Permeability model of sintered porous media: analysis and experiments

Abstract

In this paper, the permeability of porous media fabricated from copper powder sintering process was modeled and measured, aiming the use of the porosity as input parameter for the prediction of the permeability of sintering porous media. An expression relating the powder particle mean diameter with the permeability was obtained, based on an elementary porous media cell, which is physically represented by a duct formed by the arrangement of spherical particles forming a simple or orthorhombic packing. A circular duct with variable section was used to model the fluid flow within the porous media, where the concept of the hydraulic diameter was applied. Thus, the porous is modeled as a converging–diverging duct.
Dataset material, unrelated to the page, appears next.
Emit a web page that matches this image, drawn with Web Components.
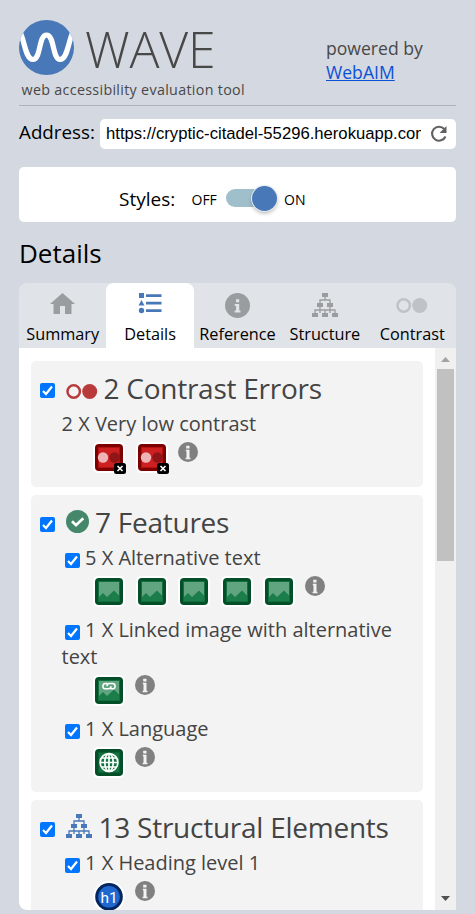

The electrical circuit analogy was employed to determine two hydraulic resistances of the cell: based on the Navier–Stokes equation and on the Darcy´s law. The hydraulic resistances are compared between themselves and an expression to determine the permeability as function of average particle diameter is obtained. The atomized copper powder was sifted to reduce the size dispersion of the particles. The porosities and permeabilities of sintered media fabricated from powders with particle mean diameters ranging from 20 to 200 microns were measured, by means of the image analysis method and using an experimental apparatus. The permeability data of a porous media, made of copper powder and saturated with distilled water, was used to compare with the permeability model. Permeability literature models, which considers that powder particles have the same diameter and include porosity data as input parameter, were compared with the present model and experimental data. This comparison showed to be quite good.